China: Cangzhou pear exports reach 84,400 tons in 2024
Cangzhou is one of China's major fresh pear production regions, home to 48 orchards with export permits. According to the latest customs data, in 2024, a total of 3,890 batches of fresh pears, weighing 84,400 tons, were exported to the United States, Canada, and other international markets. The total export value reached $84 million, highlighting the strong global demand for Cangzhou pears.

Argentina: Southern hemisphere pear production declines as Argentina faces challenges
According to the World Apple and Pear Association (WAPA), pear production in the Southern Hemisphere is expected to decline in the 2025 season, with an estimated total of 1,446,970 tons, representing a 3.3% decrease compared to the previous year. This reduction translates to approximately 47,000 fewer tons available on the market.

Argentina, the region's largest pear producer, is projected to harvest 616,000 tons, marking a 10.9% decline from the previous season.
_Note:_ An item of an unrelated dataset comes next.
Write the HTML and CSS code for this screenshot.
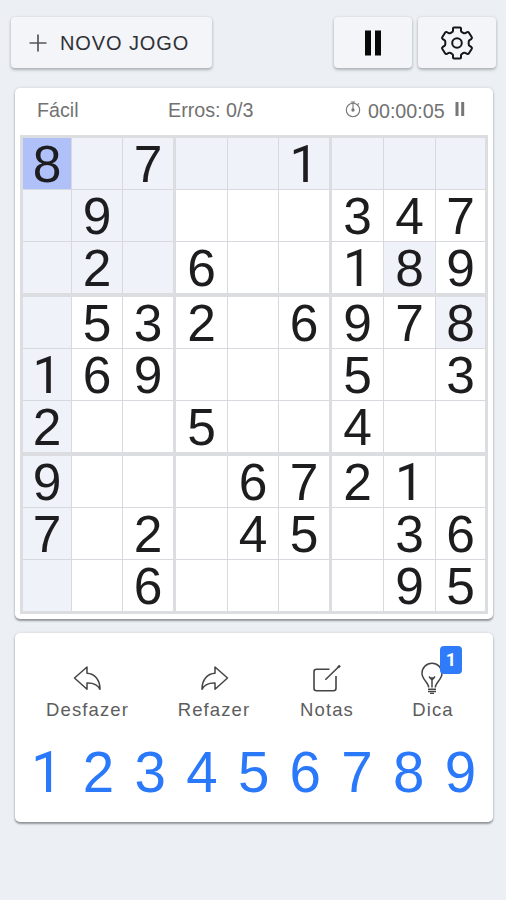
FILE: index.html
```html
<!DOCTYPE html>
<html lang="pt-BR">
<head>
<meta charset="utf-8">
<title>Sudoku</title>
<link rel="stylesheet" href="styles.css">
</head>
<body>
<header class="toolbar">
  <button class="btn btn-new"><svg width="18" height="18" viewBox="0 0 18 18"><path d="M9 .5v17M.5 9h17" stroke="#555" stroke-width="1.7"/></svg><span>NOVO JOGO</span></button>
  <button class="btn btn-icon" aria-label="Pausar"><svg width="18" height="26" viewBox="0 0 18 26"><path d="M1 .5h6v25H1zM11 .5h6v25h-6z" fill="#080808"/></svg></button>
  <button class="btn btn-icon" aria-label="Ajustes"><svg width="34" height="34" viewBox="0 0 34 34" fill="none" stroke="#161616" stroke-width="2" stroke-linejoin="round"><path d="M14 1.500h6q1 0 1 1v2.200q0 1 1 1.500l1.500.9q.9.500 1.800 0l1.900-1q1-.5 1.600.400l3 4.800q.5.900-.3 1.500l-1.900 1.300q-.9.600-.9 1.700v2.400q0 1.100.9 1.700l1.900 1.300q.8.600.3 1.500l-3 4.800q-.6.900-1.600.400l-1.900-1q-.9-.5-1.800 0l-1.500.9q-1 .5-1 1.500v2.200q0 1-1 1h-6q-1 0-1-1v-2.200q0-1-1-1.500l-1.500-.9q-.9-.5-1.800 0l-1.900 1q-1 .5-1.600-.4l-3-4.800q-.5-.9.300-1.500l1.900-1.300q.9-.6.900-1.700v-2.400q0-1.100-.9-1.700l-1.900-1.300q-.8-.6-.3-1.500l3-4.800q.6-.9 1.600-.4l1.900 1q.9.500 1.800 0l1.500-.9q1-.5 1-1.500V2.500q0-1 1-1z"/><circle cx="17" cy="17" r="4.800"/></svg></button>
</header>
<main>
  <section class="card game">
    <div class="status">
      <span class="level">Fácil</span>
      <span class="errors">Erros: 0/3</span>
      <span class="timer"><svg class="clock" width="16" height="17" viewBox="0 0 16 17" fill="none" stroke="#777" stroke-width="1.100"><circle cx="8" cy="9" r="6.700"/><path d="M5.800 1h4.400M8 1v8M12.500 3.500l1.500-1"/><circle cx="8" cy="9" r="1.100" fill="#666"/></svg><span>00:00:05</span><svg class="mini-pause" width="10" height="14" viewBox="0 0 10 14"><path d="M.5 0h3v14h-3zM6.200 0h3v14h-3z" fill="#777"/></svg></span>
    </div>
    <div class="board">
      <div class="block b1"><i class="sel">8</i><i class="hl"></i><i class="hl">7</i><i class="hl"></i><i class="hl">9</i><i class="hl"></i><i class="hl"></i><i class="hl">2</i><i class="hl"></i></div>
      <div class="block b2"><i class="hl"></i><i class="hl"></i><i class="hl one">1</i><i></i><i></i><i></i><i>6</i><i></i><i></i></div>
      <div class="block b3"><i class="hl"></i><i class="hl"></i><i class="hl"></i><i>3</i><i>4</i><i>7</i><i class="one">1</i><i class="hl">8</i><i>9</i></div>
      <div class="block b1"><i class="hl"></i><i>5</i><i>3</i><i class="hl one">1</i><i>6</i><i>9</i><i class="hl">2</i><i></i><i></i></div>
      <div class="block b2"><i>2</i><i></i><i>6</i><i></i><i></i><i></i><i>5</i><i></i><i></i></div>
      <div class="block b3"><i>9</i><i>7</i><i class="hl">8</i><i>5</i><i></i><i>3</i><i>4</i><i></i><i></i></div>
      <div class="block b1"><i class="hl">9</i><i></i><i></i><i class="hl">7</i><i></i><i>2</i><i class="hl"></i><i></i><i>6</i></div>
      <div class="block b2"><i></i><i>6</i><i>7</i><i></i><i>4</i><i>5</i><i></i><i></i><i></i></div>
      <div class="block b3"><i>2</i><i class="one">1</i><i></i><i></i><i>3</i><i>6</i><i></i><i>9</i><i>5</i></div>
    </div>
  </section>
  <section class="card controls">
    <div class="tools">
      <button class="tool"><svg width="30" height="32" viewBox="0 0 30 32" fill="none" stroke="#444" stroke-width="1.500" stroke-linejoin="round"><path d="M1.500 16 14 5v6.300c7.500.3 13 6 13 16-2.500-5-7-6.500-13-6.300v6.300z"/></svg><span>Desfazer</span></button>
      <button class="tool"><svg width="30" height="32" viewBox="0 0 30 32" fill="none" stroke="#444" stroke-width="1.500" stroke-linejoin="round"><path d="M28.500 16 16 5v6.300c-7.500.3-13 6-13 16 2.500-5 7-6.500 13-6.300v6.300z"/></svg><span>Refazer</span></button>
      <button class="tool"><svg width="30" height="32" viewBox="0 0 30 32" fill="none" stroke="#444" stroke-width="1.600"><path d="M17.500 7.300H4.500q-2.500 0-2.500 2.500v16.500q0 2.500 2.500 2.500h17q2.500 0 2.500-2.500V14M13.300 17.800 27 4.500"/><path d="m26 5.500 2-2" stroke-width="2.400"/></svg><span>Notas</span></button>
      <button class="tool"><svg width="30" height="32" viewBox="0 0 30 32" fill="none" stroke="#444" stroke-width="1.500"><path d="M10.700 25.500c0-5.500-6.700-7.500-6.700-14.300a10 10 0 0 1 20 0c0 6.800-6.700 8.800-6.700 14.300M14 25.500V18l-3-3.500M14 18l3-3.500M11.500 16h5M10 27.300h8M10 29.500h8M12 31.400h4"/></svg><span>Dica</span><b class="badge">1</b></button>
    </div>
    <div class="keys"><span class="one">1</span><span>2</span><span>3</span><span>4</span><span>5</span><span>6</span><span>7</span><span>8</span><span>9</span></div>
  </section>
</main>
</body>
</html>
```
FILE: styles.css
```css
* { box-sizing: border-box; }
body {
  margin: 0;
  min-height: 900px;
  background: #ecf0f4;
  font-family: "Liberation Sans", Arial, sans-serif;
}
svg { display: block; flex: none; }
button { border: 0; padding: 0; font: inherit; }
.toolbar { display: flex; gap: 6px; padding: 17px 10px 0 11px; height: 88px; }
.btn {
  display: flex;
  align-items: center;
  justify-content: center;
  height: 51px;
  background: #f3f5f9;
  border-radius: 4px;
  box-shadow: 0 2px 3px rgba(60, 65, 75, .32), 0 0 3px rgba(60, 65, 75, .14);
}
.btn-new {
  width: 201px;
  margin-right: auto;
  justify-content: flex-start;
  gap: 13px;
  padding-left: 18px;
  font-size: 20px;
  letter-spacing: .9px;
  color: #303136;
}
.btn-new span { padding-top: 1px; }
.btn-icon { width: 78px; }
.card {
  width: 478px;
  margin-left: 15px;
  background: #fff;
  border-radius: 5px;
  box-shadow: 0 2px 2px rgba(50, 55, 60, .45), 0 0 3px rgba(50, 55, 60, .18);
}
.game { height: 531px; padding: 0 5px; }
.status {
  display: grid;
  grid-template-columns: 131px 177px 1fr;
  height: 47px;
  padding: 11px 0 0 17px;
  font-size: 19.700px;
  line-height: 23px;
  color: #727272;
  white-space: nowrap;
}
.timer { display: flex; }
.clock { margin: 2px 7px 0 0; }
.timer span { padding-top: 1px; }
.mini-pause { margin: 3px 0 0 10px; }
.board {
  display: grid;
  grid-template-columns: 150px 153px 153px;
  grid-template-rows: repeat(3, 155px);
  gap: 4px 3px;
  width: 468px;
  padding: 3px;
  background: #dcdde1;
}
.block { display: grid; gap: 1px; background: #d8d9de; grid-template-rows: repeat(3, 51px); }
.b1 { grid-template-columns: 48px 50px 50px; }
.b2 { grid-template-columns: 51px 50px 50px; }
.b3 { grid-template-columns: 51px 51px 49px; }
.block i {
  padding-top: 1px;
  background: #fff;
  color: #1d1d1f;
  font-size: 51.500px;
  font-style: normal;
  line-height: 50px;
  text-align: center;
}
.block .hl { background: #f0f2f9; }
.block .sel { background: #b0c1f9; }
.block .one, .keys .one { font-family: Roboto, sans-serif; }
.block .one { line-height: 52px; height: 51px; }
.controls { height: 189px; margin-top: 14px; padding: 29px 6px 0; }
.tools { display: grid; grid-template-columns: 133px 120px 106px 106px; height: 79px; }
.tool {
  position: relative;
  display: flex;
  flex-direction: column;
  align-items: center;
  background: none;
  color: #5d5d5d;
  font-size: 18.500px;
  line-height: 22px;
  letter-spacing: 1.100px;
}
.tool span { margin-top: 5px; }
.badge {
  position: absolute;
  left: 60px;
  top: -16px;
  width: 22px;
  height: 28px;
  border-radius: 4px;
  background: #2f7bfa;
  color: #fff;
  font: bold 18px/27px Roboto, sans-serif;
  letter-spacing: 0;
}
.keys {
  display: grid;
  grid-template-columns: repeat(9, 51.700px);
  color: #2b79fb;
  font-size: 56.500px;
  line-height: 64px;
  text-align: center;
}
```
In contrast, South Africa, Chile, and Australia anticipate increases of 2.9%, 3%, and 4.2%, respectively, in their pear production. Despite Argentina's lower output, the country recorded a historic high in pear exports in January 2025, shipping 18,760 tons abroad, an 83% increase year-over-year and a 55% rise compared to the five-season average (2020-2024). This export surge is partly attributed to higher carryover stocks from the previous season.

However, Argentina continues to struggle with quality issues and market limitations, leading to the discarding of thousands of tons of pears. This comes at a time when the country is facing poverty levels nearing 50%, making the losses in agricultural production even more concerning.

Regarding varieties, Packham's Triumph remains the most produced pear in the Southern Hemisphere, with an estimated 601,322 tons, though this reflects a 2.7% decrease from last year. It is followed by Williams' Bon Chrétien at 288,729 tons. Overall, regional pear exports are expected to decline by 4.4%, reaching 689,155 tons in 2025. While the sector faces significant challenges, Argentina's strong January export performance provides a glimmer of hope for its producers amidst a difficult season.